Notas al margen
David Fernández
Del cinismo de Sánchez a la torpeza de Feijóo
En Sevilla faltan paragüeros y percheros. No hay costumbre porque somos tierra ayuna de largos períodos de lluvia. Cuando las nubes descargan se colapsa la red de alcantarillado, nos volvemos tontucios en el caminar, nos alborotamos, las avenidas se atascan de coches con las lunas empañadas y nos colocamos en situación de tsunami. La lluvia nos confunde hasta el punto de ser un tanto noveleros y comportarnos como en una continua alerta roja. Debe ser cosa de la sociedad de los excesos. La hiperprotección que todo lo embadurna provoca en ocasiones una reacción desmesurada. Pareciera que cae ácido del cielo. Y que toda suspensión está justificada por el mero hecho de estar lloviendo. Entre tragedias como las de hace un año, en la que sí fallaron las alarmas, y el sentido de la comodidad que se ha instalado en todo, nos volvemos tarumbas y desmedidos con la lluvia. Cosa curiosa es que aparece una figura poco comentada porque, insistimos, son escasos los días de precipitaciones intensas en Sevilla. Surge el mangante de paraguas, el gorrón avispado que aprovecha la bulla del bar para llevarse el que no es suyo. O simplemente para trincar uno porque ni siquiera salió de casa pertrechado. Hay que activar la guardia cuando se deja el paraguas en ese cubo de helados Camy que el tabernero ha dispuesto para que se dejen los paraguas mojados. ¿Quién controla que cada cuál recoja el suyo y no se lleve el ajeno? No hay paragüeros en condiciones, no hay un sistema como el guardarropa con la ficha.

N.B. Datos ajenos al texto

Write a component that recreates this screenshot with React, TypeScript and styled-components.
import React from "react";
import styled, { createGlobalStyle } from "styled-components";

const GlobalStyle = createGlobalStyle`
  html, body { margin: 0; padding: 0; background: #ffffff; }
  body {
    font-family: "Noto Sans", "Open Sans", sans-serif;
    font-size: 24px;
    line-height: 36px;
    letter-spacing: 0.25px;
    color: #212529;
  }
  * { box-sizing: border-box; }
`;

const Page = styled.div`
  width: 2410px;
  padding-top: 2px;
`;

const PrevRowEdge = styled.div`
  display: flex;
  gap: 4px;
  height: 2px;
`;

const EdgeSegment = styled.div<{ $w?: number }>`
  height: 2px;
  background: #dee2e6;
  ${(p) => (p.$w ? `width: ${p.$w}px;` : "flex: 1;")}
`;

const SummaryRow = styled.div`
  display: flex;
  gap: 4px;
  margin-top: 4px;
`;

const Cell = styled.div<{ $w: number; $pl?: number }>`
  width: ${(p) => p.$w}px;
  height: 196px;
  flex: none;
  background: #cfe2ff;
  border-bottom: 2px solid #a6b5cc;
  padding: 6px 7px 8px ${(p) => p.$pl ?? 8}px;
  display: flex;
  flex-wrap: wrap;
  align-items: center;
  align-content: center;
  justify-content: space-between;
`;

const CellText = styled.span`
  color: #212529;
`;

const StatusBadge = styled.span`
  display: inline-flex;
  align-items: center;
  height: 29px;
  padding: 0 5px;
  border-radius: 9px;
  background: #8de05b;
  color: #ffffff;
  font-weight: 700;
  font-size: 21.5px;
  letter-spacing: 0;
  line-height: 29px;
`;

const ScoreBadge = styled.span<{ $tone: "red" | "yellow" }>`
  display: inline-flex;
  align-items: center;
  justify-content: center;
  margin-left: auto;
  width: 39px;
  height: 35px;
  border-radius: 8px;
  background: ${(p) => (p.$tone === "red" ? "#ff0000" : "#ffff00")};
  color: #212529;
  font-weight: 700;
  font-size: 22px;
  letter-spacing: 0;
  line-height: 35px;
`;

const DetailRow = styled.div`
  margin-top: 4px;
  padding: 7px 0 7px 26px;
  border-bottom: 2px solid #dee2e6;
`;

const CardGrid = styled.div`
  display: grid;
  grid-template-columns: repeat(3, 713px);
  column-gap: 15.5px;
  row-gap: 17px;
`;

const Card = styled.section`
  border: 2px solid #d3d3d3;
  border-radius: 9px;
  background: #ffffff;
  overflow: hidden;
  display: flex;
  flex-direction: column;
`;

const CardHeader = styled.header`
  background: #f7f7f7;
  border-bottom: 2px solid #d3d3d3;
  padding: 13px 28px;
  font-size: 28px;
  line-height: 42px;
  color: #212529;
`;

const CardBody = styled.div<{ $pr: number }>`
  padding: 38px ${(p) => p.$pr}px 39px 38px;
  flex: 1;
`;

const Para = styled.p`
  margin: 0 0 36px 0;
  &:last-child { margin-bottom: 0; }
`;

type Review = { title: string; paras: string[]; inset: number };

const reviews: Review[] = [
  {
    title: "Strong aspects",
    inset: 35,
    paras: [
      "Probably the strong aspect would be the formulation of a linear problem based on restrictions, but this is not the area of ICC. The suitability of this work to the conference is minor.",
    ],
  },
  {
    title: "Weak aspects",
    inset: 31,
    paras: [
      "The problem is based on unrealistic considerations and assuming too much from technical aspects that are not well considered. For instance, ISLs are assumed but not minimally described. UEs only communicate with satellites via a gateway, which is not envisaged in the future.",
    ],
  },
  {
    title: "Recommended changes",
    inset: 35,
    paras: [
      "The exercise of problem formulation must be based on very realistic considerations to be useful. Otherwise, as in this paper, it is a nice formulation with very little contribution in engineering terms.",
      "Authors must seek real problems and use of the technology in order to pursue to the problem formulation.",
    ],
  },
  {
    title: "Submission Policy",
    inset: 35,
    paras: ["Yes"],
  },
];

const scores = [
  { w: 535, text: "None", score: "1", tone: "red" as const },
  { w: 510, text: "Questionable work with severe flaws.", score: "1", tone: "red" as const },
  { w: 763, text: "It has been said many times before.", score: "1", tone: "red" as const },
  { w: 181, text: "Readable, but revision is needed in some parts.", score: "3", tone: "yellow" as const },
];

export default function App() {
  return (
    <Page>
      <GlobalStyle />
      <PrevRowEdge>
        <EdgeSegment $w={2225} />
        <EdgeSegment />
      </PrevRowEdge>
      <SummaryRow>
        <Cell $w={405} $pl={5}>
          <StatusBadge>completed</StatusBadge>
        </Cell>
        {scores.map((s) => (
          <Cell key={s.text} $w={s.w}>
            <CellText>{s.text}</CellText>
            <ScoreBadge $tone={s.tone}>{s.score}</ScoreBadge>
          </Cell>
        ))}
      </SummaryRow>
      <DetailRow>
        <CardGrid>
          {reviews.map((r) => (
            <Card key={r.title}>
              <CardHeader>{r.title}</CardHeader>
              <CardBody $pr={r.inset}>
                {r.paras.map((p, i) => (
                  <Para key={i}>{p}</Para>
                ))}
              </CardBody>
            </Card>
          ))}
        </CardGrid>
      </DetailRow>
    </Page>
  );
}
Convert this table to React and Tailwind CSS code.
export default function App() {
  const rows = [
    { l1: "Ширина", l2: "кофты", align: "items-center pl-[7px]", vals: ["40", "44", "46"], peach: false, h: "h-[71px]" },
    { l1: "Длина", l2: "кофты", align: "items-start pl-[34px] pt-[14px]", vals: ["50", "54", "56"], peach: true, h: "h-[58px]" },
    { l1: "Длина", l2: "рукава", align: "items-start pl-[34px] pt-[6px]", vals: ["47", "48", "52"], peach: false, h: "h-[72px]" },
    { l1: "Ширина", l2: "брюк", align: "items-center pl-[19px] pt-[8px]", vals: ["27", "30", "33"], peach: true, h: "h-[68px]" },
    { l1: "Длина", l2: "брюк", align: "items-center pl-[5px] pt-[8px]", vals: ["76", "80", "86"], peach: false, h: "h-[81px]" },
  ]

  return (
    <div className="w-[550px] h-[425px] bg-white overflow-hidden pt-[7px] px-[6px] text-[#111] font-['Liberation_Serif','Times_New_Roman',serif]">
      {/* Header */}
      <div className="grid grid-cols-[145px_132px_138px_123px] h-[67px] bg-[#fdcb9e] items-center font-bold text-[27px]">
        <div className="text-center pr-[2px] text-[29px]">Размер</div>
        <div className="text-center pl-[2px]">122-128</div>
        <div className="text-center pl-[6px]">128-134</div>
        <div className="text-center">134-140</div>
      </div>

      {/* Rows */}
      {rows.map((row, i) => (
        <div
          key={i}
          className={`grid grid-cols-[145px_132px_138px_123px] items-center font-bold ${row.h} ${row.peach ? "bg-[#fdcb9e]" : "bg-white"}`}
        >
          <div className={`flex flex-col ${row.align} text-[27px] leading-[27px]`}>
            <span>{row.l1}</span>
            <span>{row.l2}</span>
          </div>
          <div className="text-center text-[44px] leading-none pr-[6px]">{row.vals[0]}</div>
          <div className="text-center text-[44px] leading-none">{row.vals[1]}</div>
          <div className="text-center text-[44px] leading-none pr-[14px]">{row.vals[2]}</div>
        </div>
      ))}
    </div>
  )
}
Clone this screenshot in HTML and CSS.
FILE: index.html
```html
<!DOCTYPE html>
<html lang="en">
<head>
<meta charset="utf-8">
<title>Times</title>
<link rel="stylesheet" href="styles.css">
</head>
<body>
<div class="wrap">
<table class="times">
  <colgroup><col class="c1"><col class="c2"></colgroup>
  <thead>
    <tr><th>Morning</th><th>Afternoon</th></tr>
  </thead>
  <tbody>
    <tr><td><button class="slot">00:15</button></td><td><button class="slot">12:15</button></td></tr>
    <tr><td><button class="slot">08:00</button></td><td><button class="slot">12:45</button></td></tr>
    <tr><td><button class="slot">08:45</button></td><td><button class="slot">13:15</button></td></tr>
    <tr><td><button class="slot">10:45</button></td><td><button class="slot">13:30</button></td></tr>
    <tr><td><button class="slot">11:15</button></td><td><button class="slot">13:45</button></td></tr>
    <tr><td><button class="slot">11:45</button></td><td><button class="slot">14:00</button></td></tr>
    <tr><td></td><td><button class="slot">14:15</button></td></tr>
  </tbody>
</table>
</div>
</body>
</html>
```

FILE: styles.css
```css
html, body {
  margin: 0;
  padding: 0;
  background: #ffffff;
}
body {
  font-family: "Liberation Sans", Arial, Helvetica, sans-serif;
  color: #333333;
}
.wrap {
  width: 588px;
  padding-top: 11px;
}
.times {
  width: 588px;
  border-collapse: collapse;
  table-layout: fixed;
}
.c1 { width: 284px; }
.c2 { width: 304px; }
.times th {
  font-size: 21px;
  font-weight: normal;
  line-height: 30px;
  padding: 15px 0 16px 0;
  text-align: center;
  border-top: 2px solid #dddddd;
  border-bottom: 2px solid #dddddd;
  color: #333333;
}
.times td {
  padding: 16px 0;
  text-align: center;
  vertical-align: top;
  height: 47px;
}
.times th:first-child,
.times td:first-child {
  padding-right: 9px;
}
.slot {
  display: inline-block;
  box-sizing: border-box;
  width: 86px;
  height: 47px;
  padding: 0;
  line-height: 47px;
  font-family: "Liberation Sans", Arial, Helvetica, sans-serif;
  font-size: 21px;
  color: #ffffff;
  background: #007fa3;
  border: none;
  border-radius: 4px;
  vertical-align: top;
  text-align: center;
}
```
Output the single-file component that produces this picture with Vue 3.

La gente de buena fe suelta el paraguas en el zaguán del bar, en la papelera alta o en una esquinita donde se van colocando hasta que aquello se derrumba sobre los cartones mojados. El mangante de paraguas solo necesita que usted se distraiga un minuto en el desayuno mientras sus acompañantes discuten con el camarero cómo efectuar el pago. “A mí me cobra la media con aguacate y la leche manchada”. “¿Cuánto es el café cortado? Solo he tomado eso, me los cobras con tarjeta, porfi”. “Lo mío, lo de siempre: la entera con jamón y el café con leche”. Y justo en ese instante, el gorrón se marcha del bar calle abajo con un pedazo de paraguas que ha trincado en un plisplás. Nada como los paragüeros de toda la vida de los clubes y casinos, bien organizados, vigilados gracias a esos grandes espejos y que incluyen la opción de dejar el sombrero. Y esos guardarropas con percheros, a los que uno acude sin la ficha y le da la descripción del abrigo al conserje: “Si no lo encuentra, me da el que usted vea que es mejor que el mío”. Cuidado con los días de lluvia, se activan los mangantes de paraguas en la ciudad barroca que, como tal, pasa del secano al trueno en menos que se monta una magna.